Return the listing below verbatim. Pictures do not belong in the copy.

Supplied material:
######

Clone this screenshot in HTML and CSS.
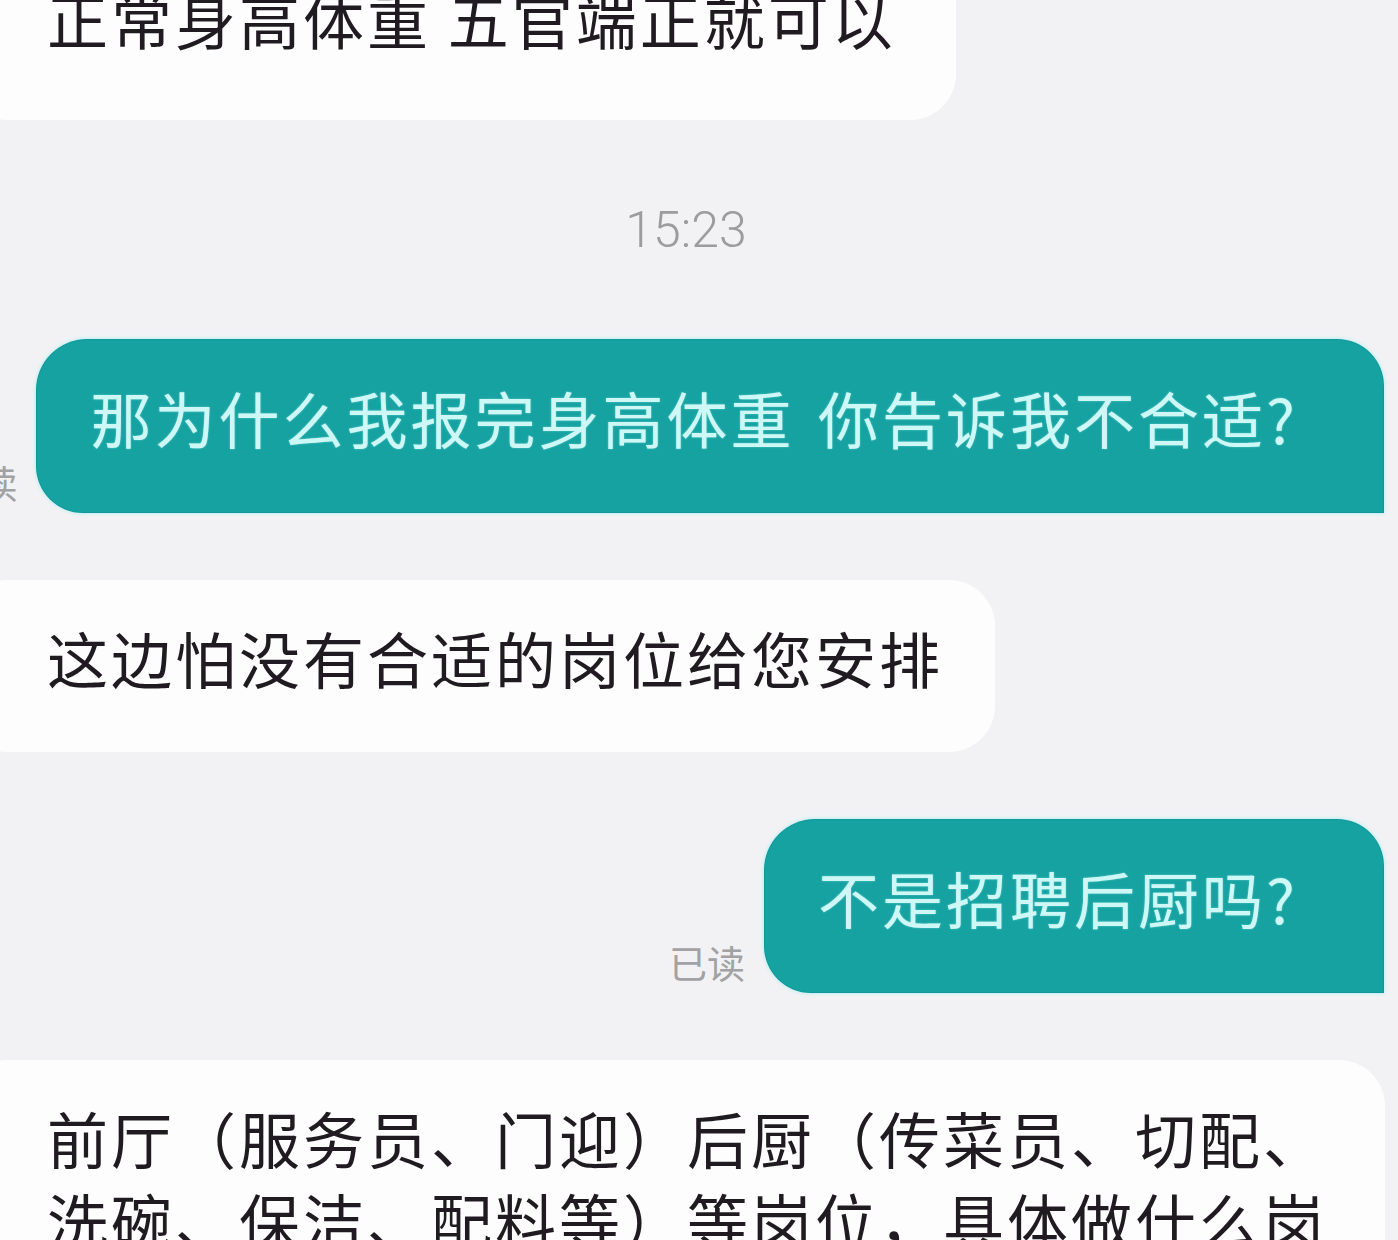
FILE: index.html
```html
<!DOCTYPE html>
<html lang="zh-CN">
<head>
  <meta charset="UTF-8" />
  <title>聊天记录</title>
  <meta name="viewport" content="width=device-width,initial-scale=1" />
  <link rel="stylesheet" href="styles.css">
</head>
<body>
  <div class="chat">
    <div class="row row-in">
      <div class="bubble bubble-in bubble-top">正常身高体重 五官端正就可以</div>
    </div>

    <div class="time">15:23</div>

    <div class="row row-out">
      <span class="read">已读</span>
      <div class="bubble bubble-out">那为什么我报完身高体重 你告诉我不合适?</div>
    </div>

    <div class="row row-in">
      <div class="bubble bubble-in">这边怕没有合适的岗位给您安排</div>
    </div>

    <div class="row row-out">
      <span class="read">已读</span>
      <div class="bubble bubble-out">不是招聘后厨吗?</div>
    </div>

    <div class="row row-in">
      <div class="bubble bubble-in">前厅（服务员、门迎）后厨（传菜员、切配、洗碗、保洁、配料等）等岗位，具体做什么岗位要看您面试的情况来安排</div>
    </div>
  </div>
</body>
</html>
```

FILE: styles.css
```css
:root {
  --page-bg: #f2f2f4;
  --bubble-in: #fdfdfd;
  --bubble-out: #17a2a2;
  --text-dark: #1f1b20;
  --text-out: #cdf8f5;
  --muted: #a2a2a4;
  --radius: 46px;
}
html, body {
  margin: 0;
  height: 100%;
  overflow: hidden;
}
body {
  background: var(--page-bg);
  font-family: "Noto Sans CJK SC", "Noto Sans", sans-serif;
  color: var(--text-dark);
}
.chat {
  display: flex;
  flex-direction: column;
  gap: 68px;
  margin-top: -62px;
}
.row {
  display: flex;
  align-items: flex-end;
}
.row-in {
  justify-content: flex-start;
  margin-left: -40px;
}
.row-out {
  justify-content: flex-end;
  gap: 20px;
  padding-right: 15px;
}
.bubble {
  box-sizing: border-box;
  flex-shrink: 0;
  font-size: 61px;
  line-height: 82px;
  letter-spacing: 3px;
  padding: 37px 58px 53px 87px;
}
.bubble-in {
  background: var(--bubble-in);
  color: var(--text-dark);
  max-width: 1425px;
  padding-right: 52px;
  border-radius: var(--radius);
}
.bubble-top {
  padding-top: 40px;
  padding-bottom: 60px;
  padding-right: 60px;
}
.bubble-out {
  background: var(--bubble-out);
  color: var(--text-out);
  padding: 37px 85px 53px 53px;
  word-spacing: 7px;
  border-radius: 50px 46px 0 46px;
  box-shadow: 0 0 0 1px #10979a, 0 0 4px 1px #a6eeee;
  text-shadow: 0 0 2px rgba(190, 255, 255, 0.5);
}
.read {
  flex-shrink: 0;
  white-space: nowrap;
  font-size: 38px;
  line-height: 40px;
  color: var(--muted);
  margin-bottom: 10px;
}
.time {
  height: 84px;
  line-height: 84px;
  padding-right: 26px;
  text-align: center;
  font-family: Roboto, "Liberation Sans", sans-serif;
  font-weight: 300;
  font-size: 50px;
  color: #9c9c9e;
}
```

######

Solved problem:
Clone this screenshot in HTML and CSS.
FILE: index.html
```html
<!DOCTYPE html>
<html lang="zh-CN">
<head>
  <meta charset="UTF-8" />
  <title>聊天记录</title>
  <meta name="viewport" content="width=device-width,initial-scale=1" />
  <link rel="stylesheet" href="styles.css">
</head>
<body>
  <div class="chat">
    <div class="row row-in">
      <div class="bubble bubble-in bubble-top">正常身高体重 五官端正就可以</div>
    </div>

    <div class="time">15:23</div>

    <div class="row row-out">
      <span class="read">已读</span>
      <div class="bubble bubble-out">那为什么我报完身高体重 你告诉我不合适?</div>
    </div>

    <div class="row row-in">
      <div class="bubble bubble-in">这边怕没有合适的岗位给您安排</div>
    </div>

    <div class="row row-out">
      <span class="read">已读</span>
      <div class="bubble bubble-out">不是招聘后厨吗?</div>
    </div>

    <div class="row row-in">
      <div class="bubble bubble-in">前厅（服务员、门迎）后厨（传菜员、切配、洗碗、保洁、配料等）等岗位，具体做什么岗位要看您面试的情况来安排</div>
    </div>
  </div>
</body>
</html>
```

FILE: styles.css
```css
:root {
  --page-bg: #f2f2f4;
  --bubble-in: #fdfdfd;
  --bubble-out: #17a2a2;
  --text-dark: #1f1b20;
  --text-out: #cdf8f5;
  --muted: #a2a2a4;
  --radius: 46px;
}
html, body {
  margin: 0;
  height: 100%;
  overflow: hidden;
}
body {
  background: var(--page-bg);
  font-family: "Noto Sans CJK SC", "Noto Sans", sans-serif;
  color: var(--text-dark);
}
.chat {
  display: flex;
  flex-direction: column;
  gap: 68px;
  margin-top: -62px;
}
.row {
  display: flex;
  align-items: flex-end;
}
.row-in {
  justify-content: flex-start;
  margin-left: -40px;
}
.row-out {
  justify-content: flex-end;
  gap: 20px;
  padding-right: 15px;
}
.bubble {
  box-sizing: border-box;
  flex-shrink: 0;
  font-size: 61px;
  line-height: 82px;
  letter-spacing: 3px;
  padding: 37px 58px 53px 87px;
}
.bubble-in {
  background: var(--bubble-in);
  color: var(--text-dark);
  max-width: 1425px;
  padding-right: 52px;
  border-radius: var(--radius);
}
.bubble-top {
  padding-top: 40px;
  padding-bottom: 60px;
  padding-right: 60px;
}
.bubble-out {
  background: var(--bubble-out);
  color: var(--text-out);
  padding: 37px 85px 53px 53px;
  word-spacing: 7px;
  border-radius: 50px 46px 0 46px;
  box-shadow: 0 0 0 1px #10979a, 0 0 4px 1px #a6eeee;
  text-shadow: 0 0 2px rgba(190, 255, 255, 0.5);
}
.read {
  flex-shrink: 0;
  white-space: nowrap;
  font-size: 38px;
  line-height: 40px;
  color: var(--muted);
  margin-bottom: 10px;
}
.time {
  height: 84px;
  line-height: 84px;
  padding-right: 26px;
  text-align: center;
  font-family: Roboto, "Liberation Sans", sans-serif;
  font-weight: 300;
  font-size: 50px;
  color: #9c9c9e;
}
```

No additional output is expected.